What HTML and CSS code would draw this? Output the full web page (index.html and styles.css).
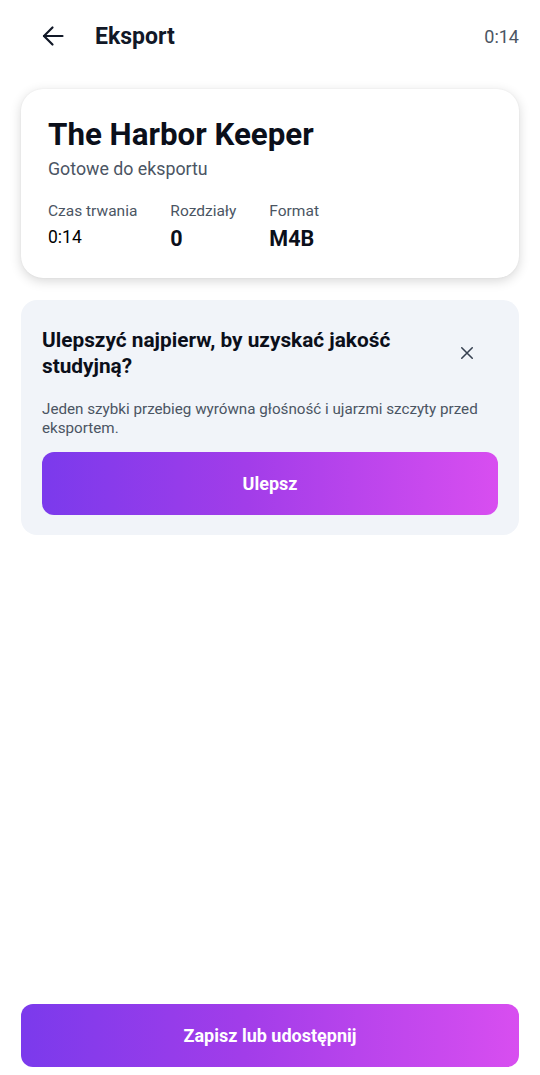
FILE: index.html
```html
<!DOCTYPE html>
<html lang="pl">
<head>
<meta charset="utf-8">
<link rel="stylesheet" href="styles.css">
</head>
<body>
<div class="page">
  <header class="topbar">
    <button class="back" aria-label="Wstecz">
      <svg width="24" height="24" viewBox="0 0 24 24" fill="none" stroke="#111827" stroke-width="2.2" stroke-linecap="round" stroke-linejoin="round"><path d="M21.5 12H3"/><path d="M11.5 3.5L3 12l8.5 8.5"/></svg>
    </button>
    <h1 class="title">Eksport</h1>
    <span class="time">0:14</span>
  </header>

  <section class="card summary">
    <h2 class="book">The Harbor Keeper</h2>
    <p class="status">Gotowe do eksportu</p>
    <div class="stats">
      <div class="stat">
        <span class="label">Czas trwania</span>
        <span class="value small">0:14</span>
      </div>
      <div class="stat">
        <span class="label">Rozdziały</span>
        <span class="value">0</span>
      </div>
      <div class="stat">
        <span class="label">Format</span>
        <span class="value">M4B</span>
      </div>
    </div>
  </section>

  <section class="card promo">
    <div class="promo-head">
      <h3 class="promo-title">Ulepszyć najpierw, by uzyskać jakość studyjną?</h3>
      <button class="close" aria-label="Zamknij">
        <svg width="16" height="16" viewBox="0 0 16 16" fill="none" stroke="#374151" stroke-width="1.8" stroke-linecap="round"><path d="M2 2l12 12M14 2L2 14"/></svg>
      </button>
    </div>
    <p class="promo-text">Jeden szybki przebieg wyrówna głośność i ujarzmi szczyty przed eksportem.</p>
    <button class="btn">Ulepsz</button>
  </section>

  <div class="spacer"></div>

  <button class="btn primary">Zapisz lub udostępnij</button>
</div>
</body>
</html>
```

FILE: styles.css
```css
* { box-sizing: border-box; }
html, body { margin: 0; padding: 0; background: #ffffff; }
body { font-family: Roboto, "Noto Sans", "Liberation Sans", sans-serif; color: #111827; }

.page {
  width: 540px;
  height: 1075px;
  display: flex;
  flex-direction: column;
  padding: 0 21px 8px 21px;
}

.topbar {
  height: 72px;
  display: flex;
  align-items: center;
  padding-left: 20px;
  flex-shrink: 0;
}
.back {
  width: 24px; height: 24px;
  padding: 0; margin: 0; border: 0; background: none;
  display: flex; align-items: center; justify-content: center;
}
.back svg { display: block; }
.title {
  margin: 0 0 0 30px;
  font-size: 23px;
  font-weight: 700;
  color: #111827;
  flex: 1;
}
.time {
  font-size: 18px;
  color: #4b5563;
}

.card { border-radius: 22px; }

.summary {
  margin-top: 17px;
  background: #ffffff;
  box-shadow: 0 3px 12px rgba(0, 0, 0, 0.16), 0 0 2px rgba(0,0,0,0.06);
  padding: 28px 27px 25px 27px;
}
.book {
  margin: 0;
  font-size: 31.3px;
  line-height: 36px;
  font-weight: 700;
  color: #0b0f1a;
}
.status {
  margin: 4px 0 0 0;
  font-size: 17.8px;
  line-height: 24px;
  color: #4b5563;
}
.stats {
  display: flex;
  gap: 33px;
  margin-top: 20px;
}
.stat { display: flex; flex-direction: column; }
.label {
  font-size: 15.5px;
  line-height: 20px;
  color: #4b5563;
}
.value {
  margin-top: 4px;
  font-size: 21.5px;
  line-height: 28px;
  font-weight: 700;
  color: #0b0f1a;
}
.value.small {
  font-size: 17.5px;
  line-height: 24px;
  font-weight: 400;
  color: #000000;
}

.promo {
  margin-top: 22px;
  background: #f1f4f9;
  border-radius: 16px;
  padding: 27px 21px 20px 21px;
}
.promo-head {
  display: flex;
  align-items: center;
  gap: 12px;
}
.promo-title {
  margin: 0;
  flex: 1;
  font-size: 20.8px;
  line-height: 26px;
  font-weight: 700;
  color: #0b0f1a;
}
.close {
  width: 40px; height: 40px;
  margin-right: 11px;
  padding: 0; border: 0; background: none;
  display: flex; align-items: center; justify-content: center;
}
.close svg { width: 14px; height: 14px; }
.promo-text {
  margin: 21px 0 0 0;
  font-size: 15.2px;
  line-height: 19px;
  color: #4b5563;
}
.btn {
  display: block;
  width: 100%;
  height: 63px;
  margin-top: 14px;
  border: 0;
  border-radius: 12px;
  background: linear-gradient(90deg, #7b3aec 0%, #a23de9 45%, #d84ef0 100%);
  color: #ffffff;
  font-family: Roboto, "Noto Sans", "Liberation Sans", sans-serif;
  font-size: 18px;
  font-weight: 700;
}
.spacer { flex: 1; }
.btn.primary { margin-top: 0; flex-shrink: 0; }
```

- Description of the task
Ignore the images and quote every line of the listing exactly.

- Result of this exercise
What HTML and CSS code would draw this? Output the full web page (index.html and styles.css).
FILE: index.html
```html
<!DOCTYPE html>
<html lang="pl">
<head>
<meta charset="utf-8">
<link rel="stylesheet" href="styles.css">
</head>
<body>
<div class="page">
  <header class="topbar">
    <button class="back" aria-label="Wstecz">
      <svg width="24" height="24" viewBox="0 0 24 24" fill="none" stroke="#111827" stroke-width="2.2" stroke-linecap="round" stroke-linejoin="round"><path d="M21.5 12H3"/><path d="M11.5 3.5L3 12l8.5 8.5"/></svg>
    </button>
    <h1 class="title">Eksport</h1>
    <span class="time">0:14</span>
  </header>

  <section class="card summary">
    <h2 class="book">The Harbor Keeper</h2>
    <p class="status">Gotowe do eksportu</p>
    <div class="stats">
      <div class="stat">
        <span class="label">Czas trwania</span>
        <span class="value small">0:14</span>
      </div>
      <div class="stat">
        <span class="label">Rozdziały</span>
        <span class="value">0</span>
      </div>
      <div class="stat">
        <span class="label">Format</span>
        <span class="value">M4B</span>
      </div>
    </div>
  </section>

  <section class="card promo">
    <div class="promo-head">
      <h3 class="promo-title">Ulepszyć najpierw, by uzyskać jakość studyjną?</h3>
      <button class="close" aria-label="Zamknij">
        <svg width="16" height="16" viewBox="0 0 16 16" fill="none" stroke="#374151" stroke-width="1.8" stroke-linecap="round"><path d="M2 2l12 12M14 2L2 14"/></svg>
      </button>
    </div>
    <p class="promo-text">Jeden szybki przebieg wyrówna głośność i ujarzmi szczyty przed eksportem.</p>
    <button class="btn">Ulepsz</button>
  </section>

  <div class="spacer"></div>

  <button class="btn primary">Zapisz lub udostępnij</button>
</div>
</body>
</html>
```

FILE: styles.css
```css
* { box-sizing: border-box; }
html, body { margin: 0; padding: 0; background: #ffffff; }
body { font-family: Roboto, "Noto Sans", "Liberation Sans", sans-serif; color: #111827; }

.page {
  width: 540px;
  height: 1075px;
  display: flex;
  flex-direction: column;
  padding: 0 21px 8px 21px;
}

.topbar {
  height: 72px;
  display: flex;
  align-items: center;
  padding-left: 20px;
  flex-shrink: 0;
}
.back {
  width: 24px; height: 24px;
  padding: 0; margin: 0; border: 0; background: none;
  display: flex; align-items: center; justify-content: center;
}
.back svg { display: block; }
.title {
  margin: 0 0 0 30px;
  font-size: 23px;
  font-weight: 700;
  color: #111827;
  flex: 1;
}
.time {
  font-size: 18px;
  color: #4b5563;
}

.card { border-radius: 22px; }

.summary {
  margin-top: 17px;
  background: #ffffff;
  box-shadow: 0 3px 12px rgba(0, 0, 0, 0.16), 0 0 2px rgba(0,0,0,0.06);
  padding: 28px 27px 25px 27px;
}
.book {
  margin: 0;
  font-size: 31.3px;
  line-height: 36px;
  font-weight: 700;
  color: #0b0f1a;
}
.status {
  margin: 4px 0 0 0;
  font-size: 17.8px;
  line-height: 24px;
  color: #4b5563;
}
.stats {
  display: flex;
  gap: 33px;
  margin-top: 20px;
}
.stat { display: flex; flex-direction: column; }
.label {
  font-size: 15.5px;
  line-height: 20px;
  color: #4b5563;
}
.value {
  margin-top: 4px;
  font-size: 21.5px;
  line-height: 28px;
  font-weight: 700;
  color: #0b0f1a;
}
.value.small {
  font-size: 17.5px;
  line-height: 24px;
  font-weight: 400;
  color: #000000;
}

.promo {
  margin-top: 22px;
  background: #f1f4f9;
  border-radius: 16px;
  padding: 27px 21px 20px 21px;
}
.promo-head {
  display: flex;
  align-items: center;
  gap: 12px;
}
.promo-title {
  margin: 0;
  flex: 1;
  font-size: 20.8px;
  line-height: 26px;
  font-weight: 700;
  color: #0b0f1a;
}
.close {
  width: 40px; height: 40px;
  margin-right: 11px;
  padding: 0; border: 0; background: none;
  display: flex; align-items: center; justify-content: center;
}
.close svg { width: 14px; height: 14px; }
.promo-text {
  margin: 21px 0 0 0;
  font-size: 15.2px;
  line-height: 19px;
  color: #4b5563;
}
.btn {
  display: block;
  width: 100%;
  height: 63px;
  margin-top: 14px;
  border: 0;
  border-radius: 12px;
  background: linear-gradient(90deg, #7b3aec 0%, #a23de9 45%, #d84ef0 100%);
  color: #ffffff;
  font-family: Roboto, "Noto Sans", "Liberation Sans", sans-serif;
  font-size: 18px;
  font-weight: 700;
}
.spacer { flex: 1; }
.btn.primary { margin-top: 0; flex-shrink: 0; }
```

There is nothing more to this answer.